Himmel and I figured out that there was no real Live Lit scene in Vegas and that it was my challenge to bring it. He hooked me up with Ryan Pardey at The Bunkhouse Saloon so we arranged a meeting there for Tuesday night. Right off the Old Vegas Strip on Fremont Street, The Bunkhouse resembles The Empty Bottle in Chicago and there’s a vinyl record shop, 11th Street Records, right around the corner. Within about five minutes of meeting, we got the first Vegas BUGHOUSE! booked for Tuesday, April 9, 2019 and our newest Ape, Erik Lewin, has agreed to be a part of it.
I did a tiny bit of gambling (I’m lousy at it and after declaring so earlier in the week, Wilson commented “That’s why you work so hard.” Which is probably true.) We ate at a buffet at Green Valley Ranch Resort Spa & Casino, and rounding out my Vegas experience, I was propositioned at 6 a.m. by a couple of prostitutes.

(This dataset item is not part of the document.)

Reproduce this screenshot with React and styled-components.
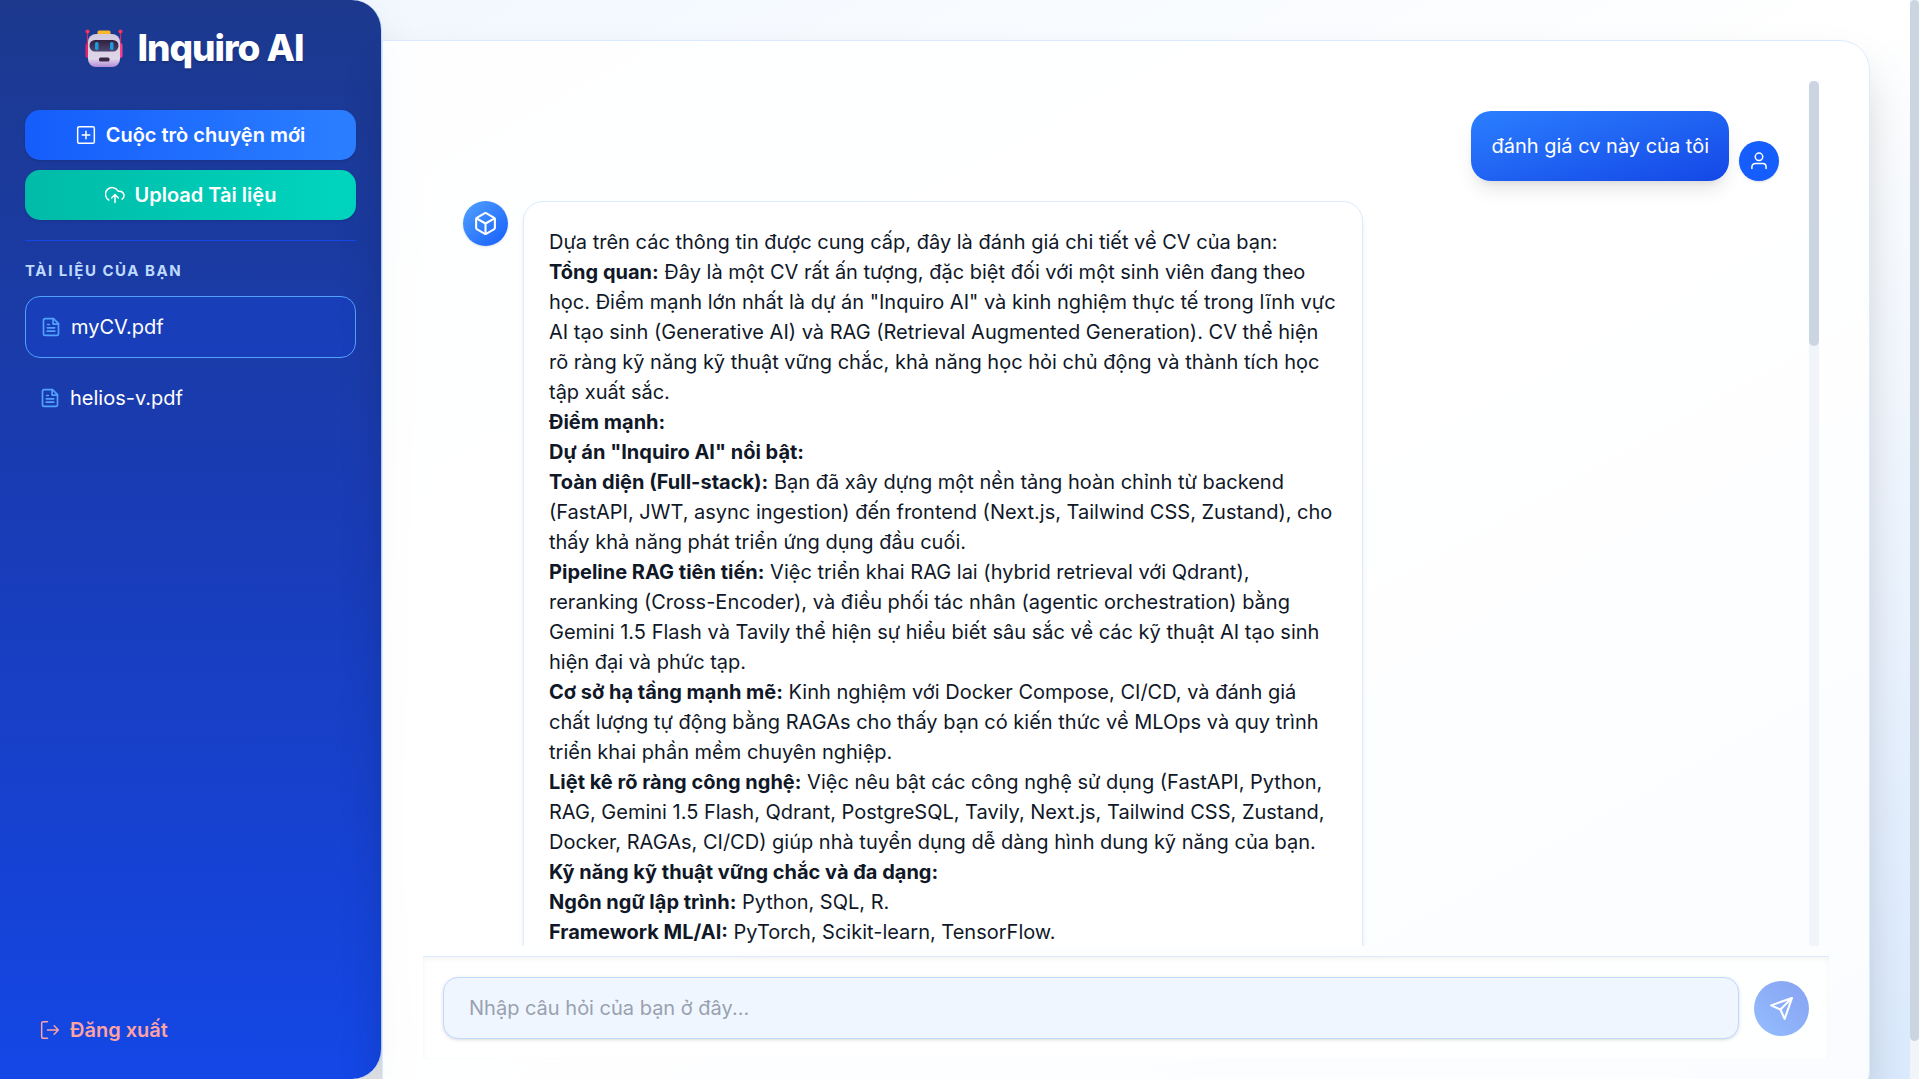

Standing outside the Cosmopolitan, a pipe and a Vente Dark Roast from Starbucks, two ladies dressed for maximum “Check Me Out” approached.
“Just say Yes!” she said.
“Wanna hang out?”
“Nah. I’m just waking up.”
“I’ll take your clothes off… it won’t cost much…”
“Hmmm…in another life, maybe. But…” and I pulled up the picture of Dana and I at the Chapel of the Bells on my phone. “I’m really married and not into anyone but her.”
And for five minutes, I shared the romantic story of Dana and I as these two ladies of the night — er… early morning — coo’d over the story.
We made an offer on the place on Treasure Avenue and the seller accepted. As in all things, it isn’t a done deal until the ink dries but things are looking right.
That’s the thing about this move. It could be Alpine — deceptive promise with hopes dashed to the ground. It could be Treasure — all possibility and anticipation. We’ll certainly see in the new year which one it is but for right now, Las Vegas stinks… of opportunity, potential, possibilities undreamt of, and a genuine sense of something different for which to look forward.
I haven’t been this excited since I packed up my Blue Bronco II in 1989 and drove north, randomly seeking a home and ultimately landing in Chicago. That was easily one of the best cliff leaps I’ve made in my life, so this bodes well.